**Aim**
Which lines hold the string "screenshot"? Copy every one of them.

**Supplied material**
________________________________________

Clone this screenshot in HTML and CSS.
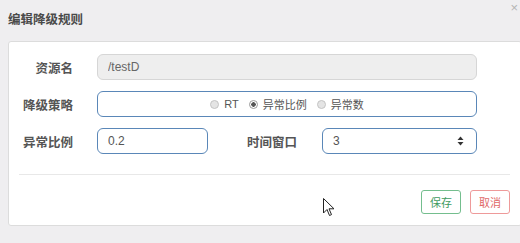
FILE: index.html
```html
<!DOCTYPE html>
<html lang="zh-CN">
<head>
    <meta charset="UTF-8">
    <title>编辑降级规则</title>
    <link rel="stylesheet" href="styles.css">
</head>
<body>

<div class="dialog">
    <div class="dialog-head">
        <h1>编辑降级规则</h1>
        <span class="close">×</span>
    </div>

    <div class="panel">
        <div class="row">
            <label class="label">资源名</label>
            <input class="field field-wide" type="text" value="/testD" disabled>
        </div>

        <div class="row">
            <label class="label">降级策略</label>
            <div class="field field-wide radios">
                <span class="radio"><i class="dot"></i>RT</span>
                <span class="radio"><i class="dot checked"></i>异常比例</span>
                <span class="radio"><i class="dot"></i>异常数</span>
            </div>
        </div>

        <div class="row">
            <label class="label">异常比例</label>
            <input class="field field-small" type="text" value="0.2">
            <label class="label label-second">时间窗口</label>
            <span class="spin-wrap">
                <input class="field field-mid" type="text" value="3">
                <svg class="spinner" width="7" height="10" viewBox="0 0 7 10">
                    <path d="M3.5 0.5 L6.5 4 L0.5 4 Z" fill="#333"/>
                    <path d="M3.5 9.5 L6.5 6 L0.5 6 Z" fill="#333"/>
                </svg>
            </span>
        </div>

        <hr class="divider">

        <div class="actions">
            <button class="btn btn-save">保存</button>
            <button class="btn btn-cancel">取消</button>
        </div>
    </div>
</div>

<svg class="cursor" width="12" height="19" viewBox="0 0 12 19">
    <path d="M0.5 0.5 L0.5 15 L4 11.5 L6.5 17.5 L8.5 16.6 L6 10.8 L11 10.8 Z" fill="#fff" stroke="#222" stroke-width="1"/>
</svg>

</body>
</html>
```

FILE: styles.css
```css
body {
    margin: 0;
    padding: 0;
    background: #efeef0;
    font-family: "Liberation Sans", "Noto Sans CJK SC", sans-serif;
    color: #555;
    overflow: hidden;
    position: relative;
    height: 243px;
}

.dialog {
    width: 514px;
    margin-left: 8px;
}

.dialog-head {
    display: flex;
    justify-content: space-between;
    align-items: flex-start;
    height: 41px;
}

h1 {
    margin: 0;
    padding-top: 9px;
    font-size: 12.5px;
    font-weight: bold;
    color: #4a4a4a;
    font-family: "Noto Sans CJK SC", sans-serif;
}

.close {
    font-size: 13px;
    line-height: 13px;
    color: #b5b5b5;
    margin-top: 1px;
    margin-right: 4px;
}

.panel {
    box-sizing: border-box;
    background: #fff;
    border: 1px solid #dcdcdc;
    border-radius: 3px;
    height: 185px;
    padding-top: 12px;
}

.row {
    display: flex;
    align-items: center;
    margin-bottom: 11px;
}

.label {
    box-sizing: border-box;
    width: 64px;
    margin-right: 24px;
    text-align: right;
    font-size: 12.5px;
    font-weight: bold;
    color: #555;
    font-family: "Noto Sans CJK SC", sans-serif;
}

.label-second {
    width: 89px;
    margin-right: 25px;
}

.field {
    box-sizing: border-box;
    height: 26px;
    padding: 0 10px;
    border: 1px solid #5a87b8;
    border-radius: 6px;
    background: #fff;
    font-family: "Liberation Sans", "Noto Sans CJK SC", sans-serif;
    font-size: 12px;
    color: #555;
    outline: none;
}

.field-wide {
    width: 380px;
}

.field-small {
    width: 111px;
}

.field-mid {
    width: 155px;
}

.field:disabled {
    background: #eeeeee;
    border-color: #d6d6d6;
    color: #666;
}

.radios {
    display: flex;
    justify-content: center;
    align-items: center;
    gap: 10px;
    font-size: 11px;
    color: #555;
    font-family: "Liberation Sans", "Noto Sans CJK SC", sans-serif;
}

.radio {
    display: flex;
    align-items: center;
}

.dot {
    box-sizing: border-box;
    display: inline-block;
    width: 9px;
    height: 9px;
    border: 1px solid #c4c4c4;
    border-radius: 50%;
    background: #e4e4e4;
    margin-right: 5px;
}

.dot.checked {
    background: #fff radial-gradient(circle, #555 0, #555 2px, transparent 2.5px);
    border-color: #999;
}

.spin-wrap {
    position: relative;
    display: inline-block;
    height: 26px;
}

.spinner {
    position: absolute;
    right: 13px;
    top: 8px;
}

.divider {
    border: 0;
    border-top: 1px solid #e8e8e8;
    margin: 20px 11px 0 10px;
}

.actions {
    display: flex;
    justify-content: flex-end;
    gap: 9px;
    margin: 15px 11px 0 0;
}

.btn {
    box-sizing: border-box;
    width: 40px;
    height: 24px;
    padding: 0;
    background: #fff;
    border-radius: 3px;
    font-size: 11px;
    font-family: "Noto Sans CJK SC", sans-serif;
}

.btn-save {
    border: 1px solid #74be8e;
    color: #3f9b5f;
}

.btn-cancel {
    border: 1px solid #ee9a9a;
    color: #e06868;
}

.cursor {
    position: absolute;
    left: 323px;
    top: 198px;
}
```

________________________________________

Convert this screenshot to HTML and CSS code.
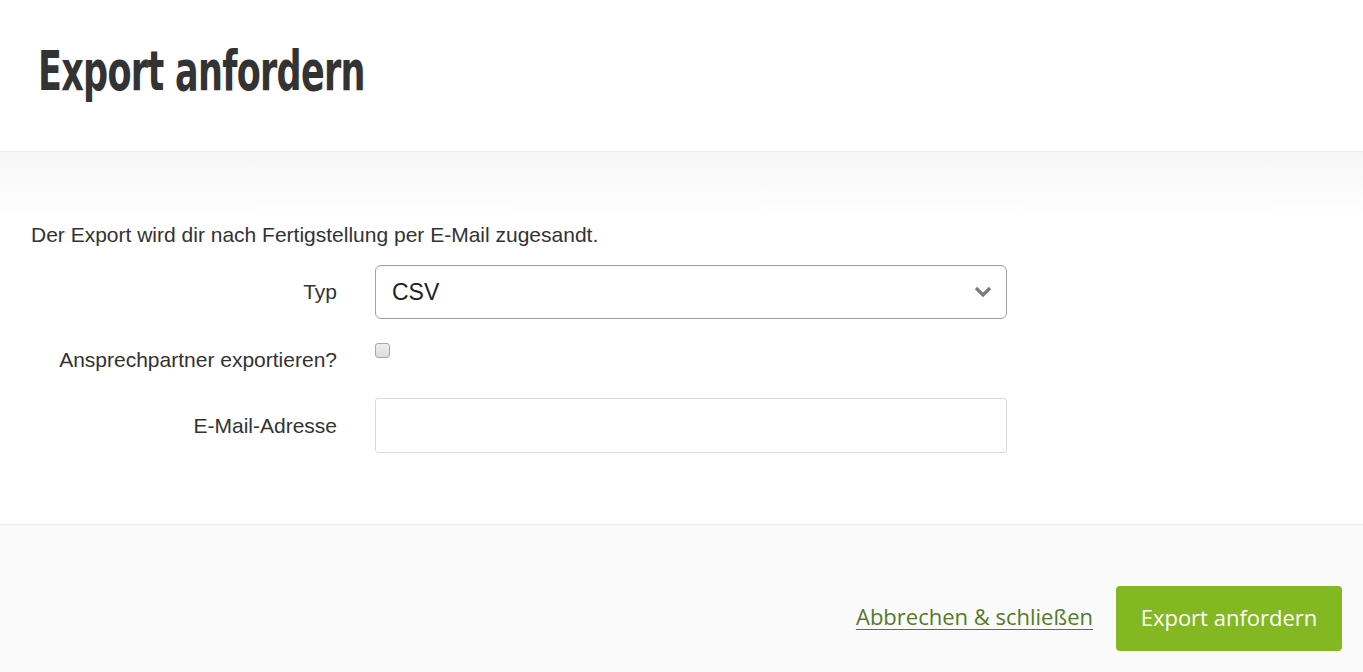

________________________________________

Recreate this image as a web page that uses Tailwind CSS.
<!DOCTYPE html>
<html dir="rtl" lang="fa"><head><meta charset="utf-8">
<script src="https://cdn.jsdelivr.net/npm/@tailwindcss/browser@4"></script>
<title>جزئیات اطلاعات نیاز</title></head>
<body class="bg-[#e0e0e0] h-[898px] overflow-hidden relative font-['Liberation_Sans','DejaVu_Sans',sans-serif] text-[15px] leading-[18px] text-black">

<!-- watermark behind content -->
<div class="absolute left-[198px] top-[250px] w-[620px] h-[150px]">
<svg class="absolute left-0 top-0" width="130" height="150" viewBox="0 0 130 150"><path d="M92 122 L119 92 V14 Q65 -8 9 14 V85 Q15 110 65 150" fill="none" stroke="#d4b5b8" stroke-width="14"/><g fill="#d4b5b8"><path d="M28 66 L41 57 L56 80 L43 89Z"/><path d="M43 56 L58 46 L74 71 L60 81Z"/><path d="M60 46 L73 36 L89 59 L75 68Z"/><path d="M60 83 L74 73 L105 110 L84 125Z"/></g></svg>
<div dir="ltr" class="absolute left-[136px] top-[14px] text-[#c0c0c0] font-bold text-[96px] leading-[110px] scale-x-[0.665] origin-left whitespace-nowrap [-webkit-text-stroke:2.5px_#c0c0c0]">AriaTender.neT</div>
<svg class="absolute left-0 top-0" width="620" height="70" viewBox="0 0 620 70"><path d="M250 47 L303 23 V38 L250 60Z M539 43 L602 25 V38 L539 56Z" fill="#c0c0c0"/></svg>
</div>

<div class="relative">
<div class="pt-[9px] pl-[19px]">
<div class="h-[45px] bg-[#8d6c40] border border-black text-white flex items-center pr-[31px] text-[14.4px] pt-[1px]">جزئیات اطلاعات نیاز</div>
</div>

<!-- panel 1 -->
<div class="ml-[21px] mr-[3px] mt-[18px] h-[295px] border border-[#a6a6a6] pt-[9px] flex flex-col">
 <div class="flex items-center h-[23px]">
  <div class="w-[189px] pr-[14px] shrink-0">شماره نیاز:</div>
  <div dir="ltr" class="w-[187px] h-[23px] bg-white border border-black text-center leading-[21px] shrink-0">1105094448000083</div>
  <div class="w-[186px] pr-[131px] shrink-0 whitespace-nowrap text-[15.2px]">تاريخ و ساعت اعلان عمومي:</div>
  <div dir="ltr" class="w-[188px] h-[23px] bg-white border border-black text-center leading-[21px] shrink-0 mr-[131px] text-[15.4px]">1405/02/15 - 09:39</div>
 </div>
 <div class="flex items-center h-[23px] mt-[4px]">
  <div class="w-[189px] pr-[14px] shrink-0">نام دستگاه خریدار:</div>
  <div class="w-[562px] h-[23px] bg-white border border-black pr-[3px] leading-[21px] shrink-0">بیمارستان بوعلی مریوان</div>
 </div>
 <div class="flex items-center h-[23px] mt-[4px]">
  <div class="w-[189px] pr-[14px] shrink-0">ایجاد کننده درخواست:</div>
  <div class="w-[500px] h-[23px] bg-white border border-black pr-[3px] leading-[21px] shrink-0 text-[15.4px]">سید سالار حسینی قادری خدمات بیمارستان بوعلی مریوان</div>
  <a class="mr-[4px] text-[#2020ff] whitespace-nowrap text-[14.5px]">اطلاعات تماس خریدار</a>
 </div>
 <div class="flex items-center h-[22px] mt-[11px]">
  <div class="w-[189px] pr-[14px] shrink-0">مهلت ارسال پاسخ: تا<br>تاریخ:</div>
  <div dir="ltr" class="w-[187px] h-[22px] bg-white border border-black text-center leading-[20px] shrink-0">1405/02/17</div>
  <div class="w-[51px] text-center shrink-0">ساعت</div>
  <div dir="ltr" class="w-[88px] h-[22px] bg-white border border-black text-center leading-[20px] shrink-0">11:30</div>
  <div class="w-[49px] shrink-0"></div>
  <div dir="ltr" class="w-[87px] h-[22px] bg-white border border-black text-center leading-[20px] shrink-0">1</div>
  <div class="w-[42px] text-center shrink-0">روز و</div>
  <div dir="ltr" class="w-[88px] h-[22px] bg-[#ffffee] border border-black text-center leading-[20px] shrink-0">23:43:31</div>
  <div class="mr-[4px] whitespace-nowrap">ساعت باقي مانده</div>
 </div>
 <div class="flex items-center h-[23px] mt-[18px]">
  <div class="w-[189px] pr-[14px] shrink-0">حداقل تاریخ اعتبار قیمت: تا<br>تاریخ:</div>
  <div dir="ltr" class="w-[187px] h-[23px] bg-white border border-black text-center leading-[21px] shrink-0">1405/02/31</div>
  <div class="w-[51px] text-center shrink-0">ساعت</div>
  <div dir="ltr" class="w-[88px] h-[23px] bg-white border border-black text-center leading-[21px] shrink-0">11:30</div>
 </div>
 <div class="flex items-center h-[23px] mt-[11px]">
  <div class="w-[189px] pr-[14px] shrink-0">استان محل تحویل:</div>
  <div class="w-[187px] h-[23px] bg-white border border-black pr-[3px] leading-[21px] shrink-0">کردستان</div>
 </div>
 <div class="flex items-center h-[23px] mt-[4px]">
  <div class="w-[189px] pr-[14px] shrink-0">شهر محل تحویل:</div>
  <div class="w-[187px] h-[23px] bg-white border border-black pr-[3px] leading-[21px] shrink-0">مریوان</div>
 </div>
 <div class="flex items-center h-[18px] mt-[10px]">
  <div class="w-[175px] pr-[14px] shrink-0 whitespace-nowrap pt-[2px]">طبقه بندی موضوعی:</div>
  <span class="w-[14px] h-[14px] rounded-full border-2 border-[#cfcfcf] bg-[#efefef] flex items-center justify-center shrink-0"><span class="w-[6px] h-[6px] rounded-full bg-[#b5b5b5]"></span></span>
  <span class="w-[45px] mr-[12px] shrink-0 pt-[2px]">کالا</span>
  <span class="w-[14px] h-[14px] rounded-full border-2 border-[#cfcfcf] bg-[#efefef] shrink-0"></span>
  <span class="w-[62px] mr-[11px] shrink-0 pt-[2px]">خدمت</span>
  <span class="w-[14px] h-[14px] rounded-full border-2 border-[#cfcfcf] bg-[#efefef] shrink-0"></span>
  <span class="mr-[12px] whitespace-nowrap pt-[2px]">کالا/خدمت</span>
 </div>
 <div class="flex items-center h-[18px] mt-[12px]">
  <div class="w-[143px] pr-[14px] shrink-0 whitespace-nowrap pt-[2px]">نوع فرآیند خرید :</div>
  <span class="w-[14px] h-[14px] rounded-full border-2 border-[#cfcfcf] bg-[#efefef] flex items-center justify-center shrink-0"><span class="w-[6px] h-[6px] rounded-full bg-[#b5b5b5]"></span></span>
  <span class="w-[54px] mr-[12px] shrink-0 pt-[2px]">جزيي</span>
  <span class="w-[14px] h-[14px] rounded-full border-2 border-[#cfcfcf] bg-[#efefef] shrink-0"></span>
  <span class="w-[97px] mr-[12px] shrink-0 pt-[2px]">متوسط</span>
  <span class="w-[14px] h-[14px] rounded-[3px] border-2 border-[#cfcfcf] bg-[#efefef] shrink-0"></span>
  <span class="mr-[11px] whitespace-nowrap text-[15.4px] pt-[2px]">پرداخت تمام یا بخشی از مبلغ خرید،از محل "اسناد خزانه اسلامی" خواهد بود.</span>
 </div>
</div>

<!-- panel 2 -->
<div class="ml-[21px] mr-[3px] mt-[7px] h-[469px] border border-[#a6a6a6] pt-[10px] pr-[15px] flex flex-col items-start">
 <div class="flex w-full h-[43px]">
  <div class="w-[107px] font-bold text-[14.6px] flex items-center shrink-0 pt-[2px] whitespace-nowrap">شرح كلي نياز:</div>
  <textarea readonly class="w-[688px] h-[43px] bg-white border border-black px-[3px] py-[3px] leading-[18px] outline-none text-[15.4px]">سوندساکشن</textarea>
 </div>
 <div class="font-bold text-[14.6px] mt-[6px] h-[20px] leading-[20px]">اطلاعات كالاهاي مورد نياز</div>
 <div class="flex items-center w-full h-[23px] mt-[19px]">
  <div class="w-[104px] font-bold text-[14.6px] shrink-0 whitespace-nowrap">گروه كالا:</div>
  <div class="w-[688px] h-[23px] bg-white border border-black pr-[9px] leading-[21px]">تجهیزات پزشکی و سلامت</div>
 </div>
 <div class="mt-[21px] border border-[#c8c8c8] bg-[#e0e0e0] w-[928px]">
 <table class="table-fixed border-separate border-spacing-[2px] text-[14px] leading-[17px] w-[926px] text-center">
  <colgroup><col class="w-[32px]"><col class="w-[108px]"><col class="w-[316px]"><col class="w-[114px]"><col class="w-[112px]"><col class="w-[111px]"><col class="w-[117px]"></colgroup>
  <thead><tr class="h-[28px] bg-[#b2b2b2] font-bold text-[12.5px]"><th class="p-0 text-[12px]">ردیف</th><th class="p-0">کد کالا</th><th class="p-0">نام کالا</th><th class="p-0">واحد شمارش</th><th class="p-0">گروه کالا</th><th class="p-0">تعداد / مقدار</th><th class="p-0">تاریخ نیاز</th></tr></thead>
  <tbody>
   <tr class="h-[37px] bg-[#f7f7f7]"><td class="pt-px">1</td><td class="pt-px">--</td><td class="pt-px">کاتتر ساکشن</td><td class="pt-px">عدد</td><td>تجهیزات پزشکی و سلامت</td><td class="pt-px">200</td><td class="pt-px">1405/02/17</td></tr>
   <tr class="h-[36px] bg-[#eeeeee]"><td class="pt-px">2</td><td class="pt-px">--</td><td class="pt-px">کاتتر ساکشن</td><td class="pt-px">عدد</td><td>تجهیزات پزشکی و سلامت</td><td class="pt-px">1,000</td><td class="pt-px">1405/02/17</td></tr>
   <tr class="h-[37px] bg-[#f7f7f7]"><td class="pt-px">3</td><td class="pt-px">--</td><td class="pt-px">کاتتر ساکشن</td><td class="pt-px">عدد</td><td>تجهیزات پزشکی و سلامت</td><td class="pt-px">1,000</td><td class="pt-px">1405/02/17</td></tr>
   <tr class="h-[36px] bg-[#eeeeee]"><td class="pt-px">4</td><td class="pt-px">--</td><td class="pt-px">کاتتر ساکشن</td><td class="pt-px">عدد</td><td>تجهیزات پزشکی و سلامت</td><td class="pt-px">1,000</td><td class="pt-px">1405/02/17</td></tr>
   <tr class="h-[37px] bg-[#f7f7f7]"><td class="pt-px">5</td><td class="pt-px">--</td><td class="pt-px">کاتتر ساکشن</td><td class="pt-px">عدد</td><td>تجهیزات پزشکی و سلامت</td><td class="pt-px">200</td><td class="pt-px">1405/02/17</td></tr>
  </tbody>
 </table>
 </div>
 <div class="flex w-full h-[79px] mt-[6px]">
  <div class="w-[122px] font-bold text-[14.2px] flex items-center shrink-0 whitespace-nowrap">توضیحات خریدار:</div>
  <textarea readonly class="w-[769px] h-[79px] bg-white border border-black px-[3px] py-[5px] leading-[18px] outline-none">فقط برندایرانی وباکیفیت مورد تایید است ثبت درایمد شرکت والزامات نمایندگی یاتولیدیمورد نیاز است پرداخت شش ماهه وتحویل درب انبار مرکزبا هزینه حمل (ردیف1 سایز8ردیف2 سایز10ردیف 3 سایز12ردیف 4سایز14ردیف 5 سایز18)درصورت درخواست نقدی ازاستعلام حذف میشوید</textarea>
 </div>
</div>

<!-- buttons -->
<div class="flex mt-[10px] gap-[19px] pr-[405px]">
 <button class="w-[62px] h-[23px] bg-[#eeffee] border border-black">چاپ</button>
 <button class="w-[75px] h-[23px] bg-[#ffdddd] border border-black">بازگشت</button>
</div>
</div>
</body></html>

________________________________________

**Exercise response**
Clone this screenshot in HTML and CSS.
Convert this screenshot to HTML and CSS code.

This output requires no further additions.